In the case of the regional oil firm highlighted above, integration across siloed applications, assets and services enabled the firm to combine existing functions and its underlying data to increase agility and improve efficiency.
Manual management of field assets
Field assets in the midstream sector are largely managed through manual processes. One of the better examples is the storage and blending of petroleum stocks. For a number of storage operators, tank levels are often measured by work crews going out to individual tanks. While this process works, it is often associated with recording inaccuracies and delayed decision making associated with the time it takes crews to visit, record and post their findings.
Compare this against a storage environment where all tank levels are monitored with IoT tank-level sensors and technology across terminal and blended storage tanks. At any given time, plant managers can make real-time decisions to support storage requests based on a real-time view of storage capacity. Additionally, they can run advanced IoT analytics on transferred volumes in relation to tank storage levels, also in real time, to identify asset integrity (leakage) events.
And, by using a self-service industrial analytics platform, they could run advanced pattern analytics to enable predictive maintenance capabilities across the field assets (pumps, compressors, etc.) supporting the storage and transport transfer process.

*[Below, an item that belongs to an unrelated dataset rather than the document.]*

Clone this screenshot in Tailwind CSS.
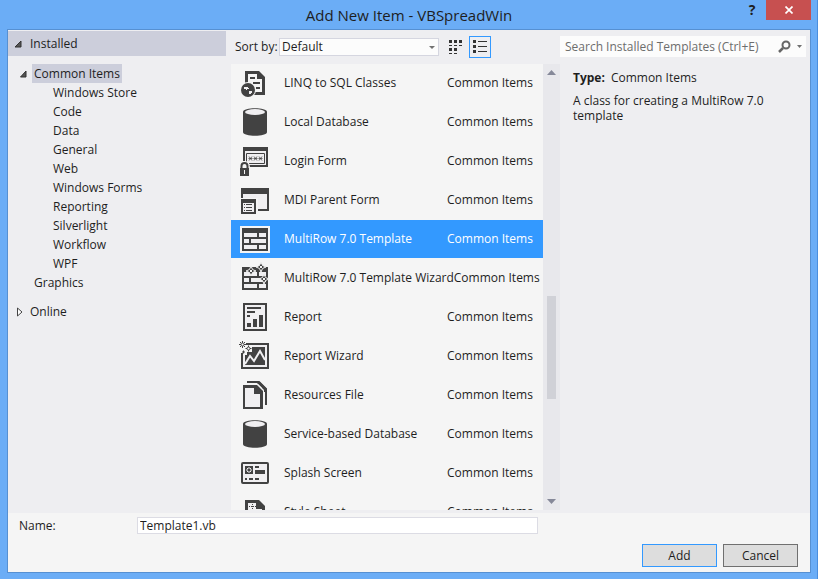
<!DOCTYPE html>
<html lang="en">
  <head>
    <meta charset="UTF-8" />
    <meta name="viewport" content="width=device-width, initial-scale=1.0" />
    <title>Add New Item - VBSpreadWin</title>
    <script src="https://cdn.jsdelivr.net/npm/@tailwindcss/browser@4"></script>
  </head>
  <body class="font-['Segoe_UI','Open_Sans',sans-serif] text-xs text-[#1e1e1e]">
    <!-- shared icons -->
    <svg class="hidden">
      <symbol id="database" viewBox="0 0 32 32">
        <path fill="#424242" d="M4 6c0-5 24-5 24 0v20c0 5-24 5-24 0z" />
        <ellipse cx="16" cy="6" rx="10" ry="3" fill="#f0eff1" />
      </symbol>
      <symbol id="bricks" viewBox="0 0 32 32">
        <path fill="#424242" d="M3 5h26v23H3z" />
        <path fill="#f0eff1" d="M5 10h13v4H5zM20 10h7v4h-7zM5 16h5v4H5zM12 16h15v4H12zM5 22h13v4H5zM20 22h7v4h-7z" />
      </symbol>
    </svg>

    <div class="flex flex-col h-screen bg-[#6badf6] border-r border-[#4a8ede] pl-[7px] pr-[6px] pb-[6px]">
      <header class="relative flex h-[29px] shrink-0 items-center justify-center">
        <h1 class="text-[15px] leading-5">Add New Item - VBSpreadWin</h1>
        <div class="absolute right-0 top-0 flex">
          <button class="w-7 h-5 text-sm leading-5 font-bold" aria-label="Help">?</button>
          <button class="flex w-[45px] h-5 items-center justify-center bg-[#c75050]" aria-label="Close">
            <svg width="8" height="8" viewBox="0 0 8 8" stroke="#fff" stroke-width="1.700"><path d="M0.500 0.500l7 7M7.500 0.500l-7 7" /></svg>
          </button>
        </div>
      </header>

      <div class="flex flex-col flex-1 min-h-0 border border-[#5690d2] bg-[#f5f5f5]">
        <main class="flex flex-1 min-h-0 bg-[#eeeef1]">
          <nav class="w-[218px] shrink-0 pt-px">
            <button class="flex w-full h-[25px] items-center gap-2 pl-1.5 bg-[#cccedb]">
              <svg width="8" height="8" viewBox="0 0 8 8"><path d="M7 1v6H1z" fill="#555" stroke="#333" /></svg>
              Installed
            </button>
            <div class="mt-2 flex h-[19px] items-center gap-1 pl-3">
              <svg width="8" height="8" viewBox="0 0 8 8"><path d="M6 1v6H0.500z" fill="#555" stroke="#333" /></svg>
              <button class="h-[19px] px-0.5 bg-[#cccedb]">Common Items</button>
            </div>
            <ul class="pl-[45px] leading-[19px]">
              <li><button>Windows Store</button></li>
              <li><button>Code</button></li>
              <li><button>Data</button></li>
              <li><button>General</button></li>
              <li><button>Web</button></li>
              <li><button>Windows Forms</button></li>
              <li><button>Reporting</button></li>
              <li><button>Silverlight</button></li>
              <li><button>Workflow</button></li>
              <li><button>WPF</button></li>
            </ul>
            <button class="block pl-[26px] leading-[19px]">Graphics</button>
            <button class="mt-[10px] flex h-[19px] items-center gap-[7px] pl-[9px]">
              <svg width="6" height="10" viewBox="0 0 6 10"><path d="M0.500 1v8L5 5z" fill="#fff" stroke="#444" /></svg>
              Online
            </button>
          </nav>

          <section class="flex flex-col flex-1 min-w-0 ml-[5px]">
            <div class="flex h-[34px] shrink-0 items-center pl-1">
              <label for="sort" class="w-11 whitespace-nowrap">Sort by:</label>
              <div class="relative flex items-center">
                <select id="sort" class="w-40 h-[18px] pl-0.5 leading-4 appearance-none bg-[#fcfcfc] border border-[#d5d6e0]">
                  <option>Default</option>
                </select>
                <svg class="absolute right-1 pointer-events-none" width="6" height="3" viewBox="0 0 6 3"><path d="M0 0h6L3 3z" fill="#717171" /></svg>
              </div>
              <button class="ml-1.5 mr-0.5 flex w-[22px] h-[22px] items-center justify-center" aria-label="Small icons">
                <svg width="14" height="14" viewBox="0 0 14 14" fill="#333">
                  <path d="M0 0h3v3H0zM5 0h3v3H5zM10 0h3v3h-3zM0 8h3v3H0zM5 8h3v3H5zM0 5h3v1H0zM5 5h3v1H5zM10 5h3v1h-3zM0 13h3v1H0zM5 13h3v1H5z" />
                </svg>
              </button>
              <button class="flex w-[22px] h-[22px] items-center justify-center border border-[#3399ff]" aria-label="List">
                <svg width="14" height="14" viewBox="0 0 14 14" fill="#333">
                  <path d="M0 0h3v3H0zM0 5h3v3H0zM0 10h3v3H0zM5 1h9v1H5zM5 6h9v1H5zM5 11h9v1H5z" />
                </svg>
              </button>
            </div>

            <div class="flex flex-1 min-h-0 mb-[3px]">
              <ul class="flex flex-col gap-px flex-1 min-w-0 overflow-hidden bg-[#f5f5f5]" role="listbox" aria-label="Templates">
                <li role="option" class="flex h-[38px] shrink-0 items-center pl-2">
                  <svg class="size-8 shrink-0 mr-[13px]" viewBox="0 0 32 32">
                    <path fill="#424242" d="M6 4h14l6 6v18H6z" />
                    <path fill="#f5f5f5" d="M9 7h9v5h5v13H9z" />
                    <path fill="#424242" d="M11 10h5v2h-5zM14 15h7v2h-7zM17 20h4v2h-4z" />
                    <circle cx="9" cy="23" r="8" fill="#f5f5f5" />
                    <circle cx="9" cy="23" r="7" fill="#424242" />
                    <path fill="#f0eff1" d="M5 20h4v1h1v3H8v-1H7v-1H5zM10 24h3v2h-1v1h-2z" />
                    <path fill="#424242" d="M8 22h2v2H8z" />
                  </svg>
                  <span class="flex-1 whitespace-nowrap">LINQ to SQL Classes</span>
                  <span class="w-24 whitespace-nowrap">Common Items</span>
                </li>
                <li role="option" class="flex h-[38px] shrink-0 items-center pl-2">
                  <svg class="size-8 shrink-0 mr-[13px]"><use href="#database" /></svg>
                  <span class="flex-1 whitespace-nowrap">Local Database</span>
                  <span class="w-24 whitespace-nowrap">Common Items</span>
                </li>
                <li role="option" class="flex h-[38px] shrink-0 items-center pl-2">
                  <svg class="size-8 shrink-0 mr-[13px]" viewBox="0 0 32 32">
                    <path fill="#424242" d="M4 2h25v20H4z" />
                    <path fill="#f0eff1" d="M6 6h21v14H6z" />
                    <path fill="none" stroke="#424242" d="M7.500 8.500h18v10h-18z" />
                    <path stroke="#424242" d="M10 11.500l3 4M13 11.500l-3 4M15 11.500l3 4M18 11.500l-3 4M20 11.500l3 4M23 11.500l-3 4M9.500 13.500h4M14.500 13.500h4M19.500 13.500h4" stroke-width=".8" />
                    <path fill="#f5f5f5" d="M0 22l1-4 3-2h3l3 2 1 4v10H0z" />
                    <path fill="none" stroke="#424242" stroke-width="2" d="M2.500 23v-2a3 3 0 0 1 6 0v2" />
                    <path fill="#424242" d="M1 23h9v8H1z" />
                    <path fill="#f5f5f5" d="M5 25h1v4H5z" />
                  </svg>
                  <span class="flex-1 whitespace-nowrap">Login Form</span>
                  <span class="w-24 whitespace-nowrap">Common Items</span>
                </li>
                <li role="option" class="flex h-[38px] shrink-0 items-center pl-2">
                  <svg class="size-8 shrink-0 mr-[13px]" viewBox="0 0 32 32">
                    <path fill="#424242" d="M2 4h28v23H2z" />
                    <path fill="#f0eff1" d="M4 10h24v15H4z" />
                    <path fill="#f5f5f5" d="M1 14h18v17H1z" />
                    <path fill="#424242" d="M2 15h15v15H2z" />
                    <path fill="#f0eff1" d="M4 19h11v9H4z" />
                    <path fill="#424242" d="M5 20h1v1H5zM7 20h6v1H7zM5 23h1v1H5zM7 23h6v1H7zM5 26h1v1H5zM7 26h6v1H7z" />
                  </svg>
                  <span class="flex-1 whitespace-nowrap">MDI Parent Form</span>
                  <span class="w-24 whitespace-nowrap">Common Items</span>
                </li>
                <li role="option" aria-selected="true" class="flex h-[38px] shrink-0 items-center pl-2 bg-[#3399ff] text-white">
                  <svg class="size-8 shrink-0 mr-[13px]" viewBox="0 0 32 32">
                    <path fill="#f5f5f5" d="M1 3h30v27H1z" />
                    <use href="#bricks" width="32" height="32" />
                  </svg>
                  <span class="flex-1 whitespace-nowrap">MultiRow 7.0 Template</span>
                  <span class="w-24 whitespace-nowrap">Common Items</span>
                </li>
                <li role="option" class="flex h-[38px] shrink-0 items-center pl-2">
                  <svg class="size-8 shrink-0 mr-[13px]" viewBox="0 0 32 32">
                    <use href="#bricks" width="32" height="32" />
                    <g fill="#424242" stroke="#f5f5f5">
                      <path d="M12 4l1.500 3.500L17 9l-3.500 1.500L12 14l-1.500-3.500L7 9l3.500-1.500z" />
                      <path d="M22 0l1.500 3.500L27 5l-3.500 1.500L22 10l-1.500-3.500L17 5l3.500-1.500z" />
                      <path d="M25 12l1.500 3.500L30 17l-3.500 1.500L25 22l-1.500-3.500L20 17l3.500-1.500z" />
                    </g>
                    <path fill="#f5f5f5" d="M11 8h2v2h-2zM21 4h2v2h-2zM24 16h2v2h-2z" />
                  </svg>
                  <span class="flex-1 whitespace-nowrap">MultiRow 7.0 Template Wizard</span>
                  <span class="w-24 whitespace-nowrap">Common Items</span>
                </li>
                <li role="option" class="flex h-[38px] shrink-0 items-center pl-2">
                  <svg class="size-8 shrink-0 mr-[13px]" viewBox="0 0 32 32">
                    <path fill="#f0eff1" stroke="#424242" stroke-width="2" d="M5 3h22v26H5z" />
                    <path fill="#424242" d="M8 6h14v2H8zM8 10h8v2H8zM8 14h3v2H8zM8 22h4v4H8zM14 18h4v8h-4zM20 14h4v12h-4z" />
                  </svg>
                  <span class="flex-1 whitespace-nowrap">Report</span>
                  <span class="w-24 whitespace-nowrap">Common Items</span>
                </li>
                <li role="option" class="flex h-[38px] shrink-0 items-center pl-2">
                  <svg class="size-8 shrink-0 mr-[13px]" viewBox="0 0 32 32">
                    <path fill="#f0eff1" stroke="#424242" stroke-width="2" d="M3 4h26v24H3z" />
                    <path fill="#424242" d="M6 7h20v18H6z" />
                    <path fill="none" stroke="#f0eff1" stroke-width="2" d="M6 24l5-8 4 5 6-10 5 9" />
                    <path fill="#f5f5f5" d="M0 1h7v4h6v7H8v3H4v-2H1z" />
                    <g fill="none" stroke="#424242">
                      <circle cx="3.500" cy="4.500" r="1.500" />
                      <path d="M3.500 1v2M3.500 6v2M0 4.500h2M5 4.500h2M1 2l1 1M5 6l1 1M6 2l-1 1M2 6l-1 1" />
                      <circle cx="9.500" cy="8.500" r="1.500" />
                      <path d="M9.500 5.500v1.500M9.500 10v1.500M6.500 8.500h1.500M11 8.500h1.500" />
                      <path d="M4.500 10.500v3M3 12h3" />
                    </g>
                  </svg>
                  <span class="flex-1 whitespace-nowrap">Report Wizard</span>
                  <span class="w-24 whitespace-nowrap">Common Items</span>
                </li>
                <li role="option" class="flex h-[38px] shrink-0 items-center pl-2">
                  <svg class="size-8 shrink-0 mr-[13px]" viewBox="0 0 32 32">
                    <path fill="none" stroke="#424242" stroke-width="2" d="M8 3h12l7 7v16" />
                    <path fill="#424242" d="M17 3h4l7 7v3h-5v-4z" />
                    <path fill="#f5f5f5" d="M4 5h15l6 6v19H4z" />
                    <path fill="#424242" d="M4 6h14l6 6v18H4z" />
                    <path fill="#f0eff1" d="M6 9h9v6h6v13H6z" />
                  </svg>
                  <span class="flex-1 whitespace-nowrap">Resources File</span>
                  <span class="w-24 whitespace-nowrap">Common Items</span>
                </li>
                <li role="option" class="flex h-[38px] shrink-0 items-center pl-2">
                  <svg class="size-8 shrink-0 mr-[13px]"><use href="#database" /></svg>
                  <span class="flex-1 whitespace-nowrap">Service-based Database</span>
                  <span class="w-24 whitespace-nowrap">Common Items</span>
                </li>
                <li role="option" class="flex h-[38px] shrink-0 items-center pl-2">
                  <svg class="size-8 shrink-0 mr-[13px]" viewBox="0 0 32 32">
                    <rect x="3" y="6" width="26" height="20" rx="1" fill="#f0eff1" stroke="#424242" stroke-width="2" />
                    <path fill="#424242" d="M6 9h8v8H6zM16 9h4v2h-4zM16 13h10v4H16zM6 21h2v2H6zM10 21h4v2h-4zM16 21h4v2h-4z" />
                    <path stroke="#f0eff1" d="M10 10v2M10 14v2M7 13h2M11 13h2M8 11l1 1M11 14l1 1M12 11l-1 1M9 14l-1 1" />
                  </svg>
                  <span class="flex-1 whitespace-nowrap">Splash Screen</span>
                  <span class="w-24 whitespace-nowrap">Common Items</span>
                </li>
                <li role="option" class="flex h-[38px] shrink-0 items-center pl-2">
                  <svg class="size-8 shrink-0 mr-[13px]" viewBox="0 0 32 32">
                    <path fill="#424242" d="M6 4h14l6 6v18H6z" />
                    <path fill="#f0eff1" d="M9 7h8v6h6v12H9z" />
                    <path stroke="#424242" stroke-dasharray="1 1" d="M10 10.500h7M13.500 8v5" />
                  </svg>
                  <span class="flex-1 whitespace-nowrap">Style Sheet</span>
                  <span class="w-24 whitespace-nowrap">Common Items</span>
                </li>
              </ul>
              <!-- scrollbar -->
              <div class="flex flex-col w-[17px] shrink-0 items-center bg-[#e8e8ec] py-1.5">
                <svg width="9" height="5" viewBox="0 0 9 5"><path d="M0 5h9L4.500 0z" fill="#868999" /></svg>
                <div class="flex flex-col flex-1 w-[9px]">
                  <div class="grow-[221]"></div>
                  <div class="grow-[103] bg-[#d0d1d7]"></div>
                  <div class="grow-[100]"></div>
                </div>
                <svg width="9" height="5" viewBox="0 0 9 5"><path d="M0 0h9L4.500 5z" fill="#868999" /></svg>
              </div>
            </div>
          </section>

          <aside class="w-[250px] shrink-0 pt-1.5">
            <div class="flex h-[21px] mr-1 items-center bg-[#fcfcfc] pr-1">
              <input type="search" aria-label="Search Installed Templates" placeholder="Search Installed Templates (Ctrl+E)" class="flex-1 min-w-0 pl-[5px] outline-none placeholder:text-[#6d6d6d]" />
              <button aria-label="Search">
                <svg width="13" height="13" viewBox="0 0 13 13" fill="none" stroke="#666"><circle cx="8" cy="5" r="3.500" stroke-width="2" /><path d="M5 8l-4 4" stroke-width="2.500" /></svg>
              </button>
              <button class="ml-1.5" aria-label="Search options">
                <svg width="5" height="3" viewBox="0 0 5 3"><path d="M0 0h5L2.500 3z" fill="#717171" /></svg>
              </button>
            </div>
            <div class="pl-[13px] pr-4 pt-[13px]">
              <p class="leading-4"><b class="mr-1.5">Type:</b>Common Items</p>
              <p class="mt-[7px] leading-[15px]">A class for creating a MultiRow 7.0 template</p>
            </div>
          </aside>
        </main>

        <footer class="pt-1 pb-[5px]">
          <div class="flex items-center">
            <label for="name" class="w-[129px] pl-[11px]">Name:</label>
            <input id="name" type="text" value="Template1.vb" class="w-1/2 h-[17px] pl-0.5 leading-4 bg-white border border-[#dcdce4]" />
          </div>
          <div class="mt-[10px] pr-3 flex justify-end gap-1.5">
            <button class="w-[75px] h-[23px] bg-[#dddddd] border border-[#3399ff]">Add</button>
            <button class="w-[75px] h-[23px] bg-[#dddddd] border border-[#707070]">Cancel</button>
          </div>
        </footer>
      </div>
    </div>
  </body>
</html>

In summary, while the majority of professionals who have supported this industry over the years are intimately aware of its challenges, it is time for optimism. Modern technology applications have the capacity and the integration, IoT connected devices and industrial analytics capabilities to not only enhance the legacy technologies that have been deployed in the past, but just as importantly, support the midstream oil and gas sector in their business transformation efforts going forward.